There exists a certain strain of techno that is severely hard, swift, and minimal. It's undeniably hypermasculine and rigorous—almost more like militaristic maneuvers than music. Despite its up-tempo, throbbing, often ecstatic nature, this brand of techno rarely gets played in mainstream clubs—nor very often at techno nights where dancing is de rigueur. That's because, for some reason, the techno made, say, by producers like Regis and Function—whom local promoter/DJ Dan Dagen, aka Spirals, has booked (along with the Bonkers! crew) for a rare Seattle appearance on April 10, on Turbosound speakers yet—acts as female repellent.

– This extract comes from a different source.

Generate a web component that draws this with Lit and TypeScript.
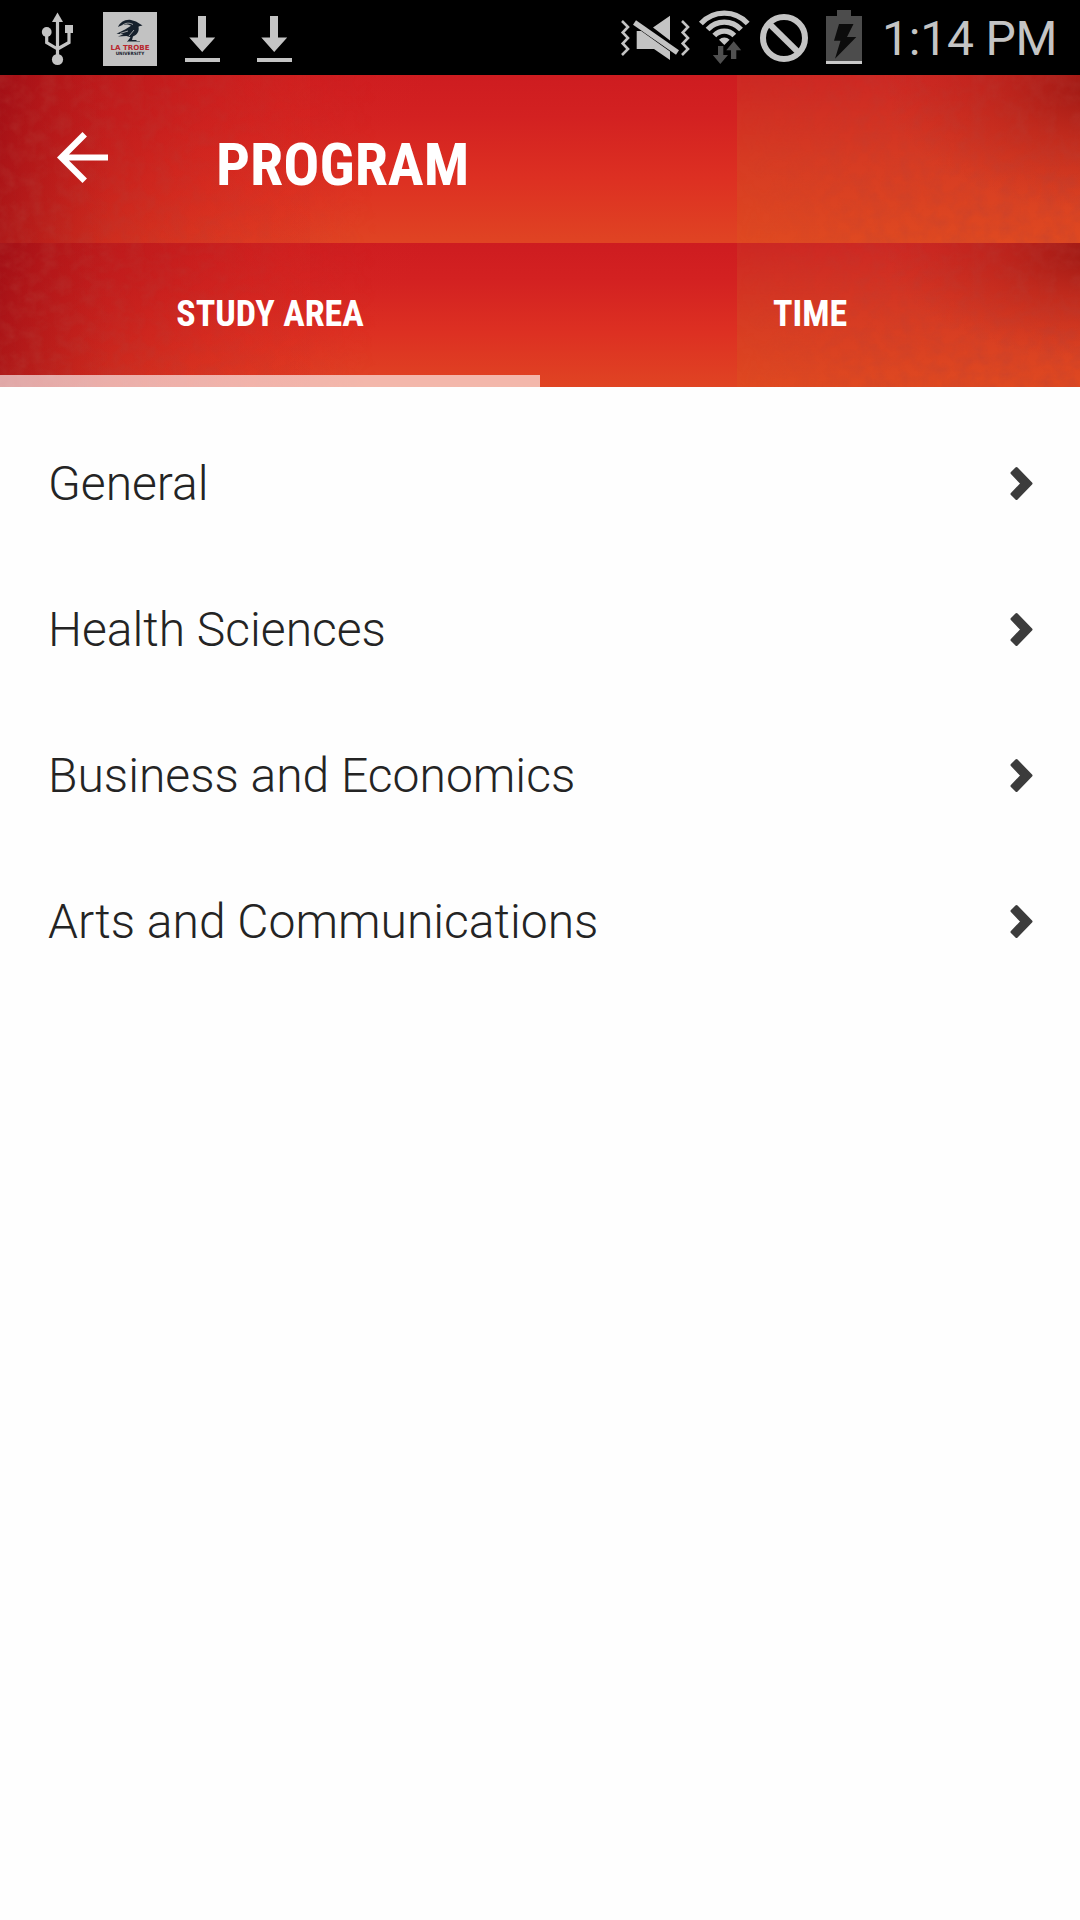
import { LitElement, html, css, svg } from "lit";
import { customElement, property, state } from "lit/decorators.js";

@customElement("status-bar")
class StatusBar extends LitElement {
  static styles = css`
    :host { display: block; }
    .bar {
      display: flex; justify-content: space-between; height: 75px; background: #000;
      padding: 0 24px 0 40px; box-sizing: border-box; color: #c4c4c4;
    }
    .group { display: flex; }
    svg { display: block; height: 75px; flex: none; }
    .time { font: 400 48px/78px Roboto, sans-serif; letter-spacing: -.2px; white-space: nowrap; margin-left: 14px; width: 174px; }
    .brand { font: 700 7px "DejaVu Sans", sans-serif; fill: #b8262c; }
    .brand-sub { font: 700 4.4px "DejaVu Sans", sans-serif; fill: #16202c; }
  `;

  private download(x: number) {
    return svg`<svg width="35" viewBox="${x} 0 35 75" fill="#c4c4c4">
      <path transform="translate(${x - 185} 0)" d="M198 16h8v21.500h9.200L202.200 52 189.300 37.500h8.700zM185 58h35v4h-35z"/></svg>`;
  }

  render() {
    return html`
      <div class="bar">
        <div class="group">
          <svg width="63" viewBox="40 0 63 75" fill="#c4c4c4">
            <path d="M57.500 12.500l5.500 9.500h-11z"/>
            <circle cx="57.500" cy="59.500" r="5.600"/><circle cx="46.700" cy="32" r="4.900"/>
            <path d="M65 25h8v8h-8z"/>
            <path d="M57.500 20v38M46.700 33v9.500l10.800 6.500M69 30v12.500l-11.500 6.500" fill="none" stroke="#c4c4c4" stroke-width="3.200"/>
          </svg>
          <svg width="82" viewBox="103 0 82 75">
            <path fill="#c2c2c2" d="M103 12h54v54h-54z"/>
            <path fill="#16202c" d="M118 27c2-4.500 7-8 13-7l5 1.500 6.500 4c-1.500.5-3 .3-4 1.200 1 5-1.500 7.800-5.500 9.800l-1 3.500h4.500v1.200h-9l3-4-4-1.200-8.500.5 5.500-2.200-7-.5 9-4.500 5.500-3.500c-4-2.500-8.500-1.300-13 1.200z"/>
            <path d="M121.500 26c4-3.500 8-3.500 11.500-1.500M120 33.500l8-2.500M129 36l5-6" fill="none" stroke="#c2c2c2" stroke-width=".8"/>
            <path d="M127 41.500h13" stroke="#6d7478" stroke-width="1"/>
            <text class="brand" x="110.500" y="50" textLength="39" lengthAdjust="spacingAndGlyphs">LA TROBE</text>
            <text class="brand-sub" x="115.700" y="55" textLength="28.500" lengthAdjust="spacingAndGlyphs">UNIVERSITY</text>
          </svg>
          ${this.download(185)}
          <svg width="37" viewBox="0 0 37 75"></svg>
          ${this.download(257)}
        </div>
        <div class="group">
          <svg width="76" viewBox="620 0 76 75" fill="#c4c4c4">
            <path d="M670 15.700V40.500L653 27.500zM636.700 31h4.500L670 51.500V60L654 49h-17.300z"/>
            <path d="M634.500 22.500L677.500 52.500" stroke="#c4c4c4" stroke-width="5.200"/>
            <path d="M622 21l6 6-5.300 5.500 5.300 5.500-5.300 5.500 5.300 5.500-6 6M682 21l6 6-5.300 5.500 5.300 5.500-5.300 5.500 5.300 5.500-6 6" fill="none" stroke="#c4c4c4" stroke-width="2.600"/>
          </svg>
          <svg width="62" viewBox="696 0 62 75">
            <g fill="none" stroke="#c4c4c4" stroke-width="5.200">
              <path d="M700.900 23.500A31.500 31.500 0 0 1 747.700 23.500"/>
              <path d="M707.600 29.500A22.500 22.500 0 0 1 741 29.500"/>
              <path d="M714.300 35.600A13.500 13.500 0 0 1 734.300 35.600"/>
            </g>
            <path fill="#c4c4c4" d="M719 39.800a7.500 7.500 0 0 1 10.600 0l-5.300 5.200z"/>
            <path fill="#505050" d="M718 46h5.300v9h4.700l-7.700 9-7.500-9h5.200zM733.700 41.300l7.500 9h-4.900V59h-5.300v-8.700h-4.700z"/>
          </svg>
          <svg width="64" viewBox="758 0 64 75" fill="none" stroke="#c4c4c4" stroke-width="6">
            <circle cx="784" cy="38" r="21"/><path d="M769 23.500l30 29.500"/>
          </svg>
          <svg width="46" viewBox="822 0 46 75">
            <path fill="#4c4c4c" d="M837 10h14v6h11v45h-36V16h11z"/>
            <path fill="#c8c8c8" d="M826 61h36v3h-36z"/>
            <path fill="#0c0c0c" d="M839 24h14.500L847 37h9.300L835 58.700 840.500 40.700H834z"/>
          </svg>
          <span class="time">1:14 PM</span>
        </div>
      </div>`;
  }
}

@customElement("fire-backdrop")
class FireBackdrop extends LitElement {
  static styles = css`
    :host { display: block; width: 100%; height: 100%; }
    svg { display: block; width: 100%; height: 100%; }
  `;
  render() {
    return html`
      <svg viewBox="0 0 1080 168" preserveAspectRatio="none">
        <defs>
          <linearGradient id="base" x2="0" y2="1">
            <stop offset="0" stop-color="#ce1c20"/><stop offset=".25" stop-color="#d32121"/>
            <stop offset=".62" stop-color="#dd3022"/><stop offset="1" stop-color="#e04423"/>
          </linearGradient>
          <linearGradient id="right" x2="0" y2="1">
            <stop offset="0" stop-color="#cd2823"/><stop offset=".5" stop-color="#d63b23"/><stop offset="1" stop-color="#df4921"/>
          </linearGradient>
          <linearGradient id="shade" gradientUnits="userSpaceOnUse" x1="0" y1="0" x2="350" y2="170">
            <stop offset="0" stop-color="#9e0e15" stop-opacity=".82"/><stop offset=".12" stop-color="#ab1417" stop-opacity=".68"/>
            <stop offset=".4" stop-color="#b81a1a" stop-opacity=".5"/><stop offset=".7" stop-color="#cc221d" stop-opacity=".25"/><stop offset="1" stop-color="#d82820" stop-opacity="0"/>
          </linearGradient>
          <linearGradient id="edge"><stop offset="0" stop-color="#9e0e15" stop-opacity=".5"/><stop offset="1" stop-color="#b01818" stop-opacity="0"/></linearGradient>
          <linearGradient id="cool"><stop offset="0" stop-color="#d62820" stop-opacity=".3"/><stop offset="1" stop-color="#dc2c20" stop-opacity=".2"/></linearGradient>
          <radialGradient id="corner" gradientUnits="userSpaceOnUse" cx="0" cy="0" r="1" gradientTransform="translate(1095 10) scale(210 125)">
            <stop offset="0" stop-color="#951510" stop-opacity=".85"/><stop offset=".45" stop-color="#a51b14" stop-opacity=".4"/><stop offset="1" stop-color="#b81e18" stop-opacity="0"/>
          </radialGradient>
          <linearGradient id="fade">
            <stop offset="0" stop-color="#aaa"/><stop offset=".18" stop-color="#666"/><stop offset=".35" stop-color="#000"/>
            <stop offset=".68" stop-color="#000"/><stop offset=".8" stop-color="#666"/><stop offset="1" stop-color="#999"/>
          </linearGradient>
          <mask id="grainmask"><rect width="1080" height="168" fill="url(#fade)"/></mask>
          <filter id="grain" x="0" y="0" width="1" height="1">
            <feTurbulence type="fractalNoise" baseFrequency=".07" numOctaves="3" seed="4"/>
            <feColorMatrix values="0 0 0 0 .45  0 0 0 0 .05  0 0 0 0 .04  1 0 0 0 -.35"/>
          </filter>
        </defs>
        <rect width="1080" height="168" fill="url(#base)"/>
        <rect width="310" height="168" fill="url(#cool)"/>
        <rect width="450" height="168" fill="url(#shade)"/>
        <rect width="110" height="168" fill="url(#edge)"/>
        <rect x="737" width="343" height="168" fill="url(#right)"/>
        <rect x="737" width="343" height="168" fill="url(#corner)"/>
        <g mask="url(#grainmask)"><rect width="1080" height="168" filter="url(#grain)"/></g>
      </svg>`;
  }
}

@customElement("area-row")
class AreaRow extends LitElement {
  @property() label = "";
  static styles = css`
    :host { display: block; }
    .row { display: flex; align-items: center; justify-content: space-between; height: 146px; padding: 0 47px 0 48px; box-sizing: border-box; }
    .label { font: 300 48px/56px Roboto, sans-serif; color: #242424; white-space: nowrap; }
    svg { display: block; }
  `;
  render() {
    return html`<div class="row">
      <span class="label">${this.label}</span>
      <svg width="23" height="34" viewBox="0 0 23 34"><path fill="#3c3c3c" stroke="#3c3c3c" stroke-width="3" stroke-linejoin="round" d="M2 6L6.500 1.600 21 16.500 6.500 31.400 2 27 12 16.500z"/></svg>
    </div>`;
  }
}

@customElement("app-root")
class AppRoot extends LitElement {
  @state() private active = 0;
  private tabs = ["STUDY AREA", "TIME"];
  private areas = ["General", "Health Sciences", "Business and Economics", "Arts and Communications"];

  static styles = css`
    :host { display: block; width: 1080px; height: 1920px; background: #fefefe; overflow: hidden; }
    .layered { display: grid; }
    .layered > * { grid-area: 1 / 1; min-width: 0; min-height: 0; }
    .toolbar { height: 168px; }
    .tabbar { height: 144px; }
    .title { display: flex; align-items: center; padding-left: 57px; color: #fff; }
    .title svg { display: block; margin-bottom: 3px; }
    .title h1 { margin: 11px 0 0 108px; font: 700 60px/70px "Roboto Condensed", Roboto, sans-serif; font-stretch: 75%; white-space: nowrap; }
    .tabs { display: grid; grid-template-columns: 1fr 1fr; }
    .tab {
      border: 0; background: none; color: #fff; padding: 10px 0 0; border-bottom: 12px solid transparent;
      font: 700 36px/42px "Roboto Condensed", Roboto, sans-serif; font-stretch: 75%;
    }
    .tab.on { border-bottom-color: rgba(255, 255, 255, .62); }
    .list { padding-top: 24px; }
  `;

  render() {
    return html`
      <status-bar></status-bar>
      <header class="layered toolbar">
        <fire-backdrop></fire-backdrop>
        <div class="title">
          <svg width="51" height="51" viewBox="4 4 16 16" fill="#fff"><path d="M20 11.050H7.750l5.650-5.640L12 4l-8 8 8 8 1.400-1.410L7.750 12.950H20z"/></svg>
          <h1>PROGRAM</h1>
        </div>
      </header>
      <nav class="layered tabbar">
        <fire-backdrop></fire-backdrop>
        <div class="tabs">
          ${this.tabs.map((t, i) => html`<button class="tab ${i === this.active ? "on" : ""}" @click=${() => (this.active = i)}>${t}</button>`)}
        </div>
      </nav>
      <main class="list">${this.areas.map((a) => html`<area-row label=${a}></area-row>`)}</main>`;
  }
}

Banging minimal techno can be construed as the electronic-music equivalent of black metal, a preserve mainly for males to work out their angst and flex their machismo among themselves. But minimal techno's rougher specimens offer a lot of bang for the buck, no matter one's gender.
Tracks by Function (David Sumner, a Brooklynite who now runs the respected Sandwell District label from Berlin) show a stunning attention to detail—which is sexy, right, ladies?—and their hypnotic power is seductive in an obsessive-compulsive way. Function places every element precisely in the sound field; every minute textural addition, modulated bleep, and percussive accent to the core 4/4 rhythm takes on momentous significance. As a disciple of Jeff Mills and Sleeparchive, Function flaunts regal techno bloodlines.
British producer Regis (Karl O'Connor, Tresor and Downwards recording artist and collaborator with Sumner as Portion Reform, which is kind of like having Kobe Bryant and LeBron James on the same team) has been on his grind—an apt term for his sort of techno—for about 15 years. His productions tend to be harder driving than Function's, geared more for those peak hours in a DJ's set when dance-floor intensity requires maximization (it's telling that two of Regis's albums are titled Penetration and Gymnastics—both of which I highly recommend, as well as 1998's Delivered into the Hands of Indifference).
Regis's approach involves sternum-bruising beats and kinetic percussion clattering with emergency urgency, often beneath chilling, postindustrial atmospherics and harrowing string embellishments. Like Function, Regis masterfully and subtly tweaks his bedrock beats, creating potently mesmerizing effects while avoiding monotony.
Function's and Regis's music offers no sing-along hooks, no obvious breakdowns and buildups during which you can whoop and throw your hands in the air, no pretty melodies, and no divas emoting clichéd sentiments—although you may get some ominous chants looped into haunting mantras.
That being said, this sound does deliver thrills; they're just not the kind to which most clubbers have become accustomed. But they're definitely worth the next day's soreness.
Regis and Function perform Fri April 10, Re-bar, 10 pm, $15, 21+. With Computer Controlled, Spirals, Team Bonkers!